In an interview on Monday, Azerbaijan’s ambassador to the United States, Elin Suleymanov, did not rule out the possibility of an encounter between the Armenian and Azerbaijan ministers during their Washington stay.

Ideally, he said, the two countries can resume meaningful negotiations soon. “We want a substantive conversation,” he stressed.

Armenia’s ambassador in Washington, Varuzhan Nersesyan, praised Pompeo for recently chiding Turkey over its support for Azerbaijan during the conflict.

“We see no alternative to the peaceful resolution of this conflict based on mutual compromises,” Nersesyan said in an interview.

The background: Armenia and Azerbaijan are battling over a region called Nagorno-Karabakh, the status of which has been a flashpoint between the two countries for decades.

The territory is within Azerbaijan, but it is under the control of ethnic Armenian forces backed by Armenia. The recent violence is the worst in the area since a war over the region paused in 1994.

Outside powers, especially Turkey and Russia, also have interests in the region. Turkey has openly backed Azerbaijan in the recent fighting; Russia has a defense pact with Armenia but has also sought warm ties with Azerbaijan.

The United States, along with Russia and France, co-chairs the so-called Minsk Group, a body that has sought to mediate an end to the conflict over Nagorno-Karabakh.

As the fighting has progressed over the past few weeks, Pompeo has appealed to Armenia and Azerbaijan to adhere to agreed-upon cease-fires, but such truces have rapidly collapsed.

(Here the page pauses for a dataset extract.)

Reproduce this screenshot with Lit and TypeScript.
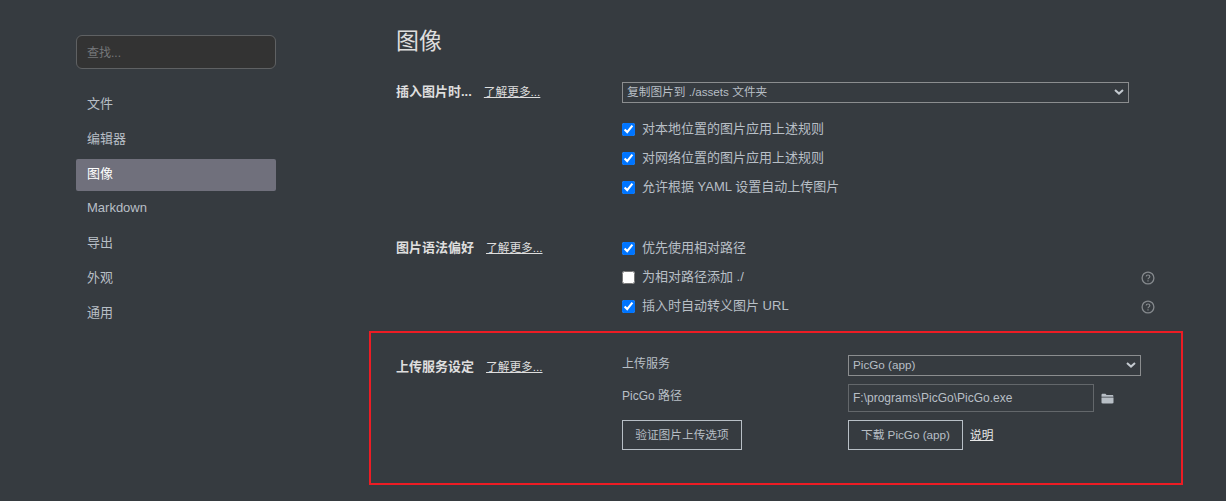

Pompeo also has urged Turkey, a NATO ally of the United States, not to deepen the crisis.

“We now have the Turks, who have stepped in and provided resources to Azerbaijan, increasing the risk, increasing the firepower that’s taking place in this historic fight,” Pompeo told an Atlanta media outlet.

“The resolution of that conflict ought to be done through negotiation and peaceful discussions, not through armed conflict,“ Pompeo added, “and certainly not with third party countries coming in to lend their firepower to what is already a powder keg of a situation.”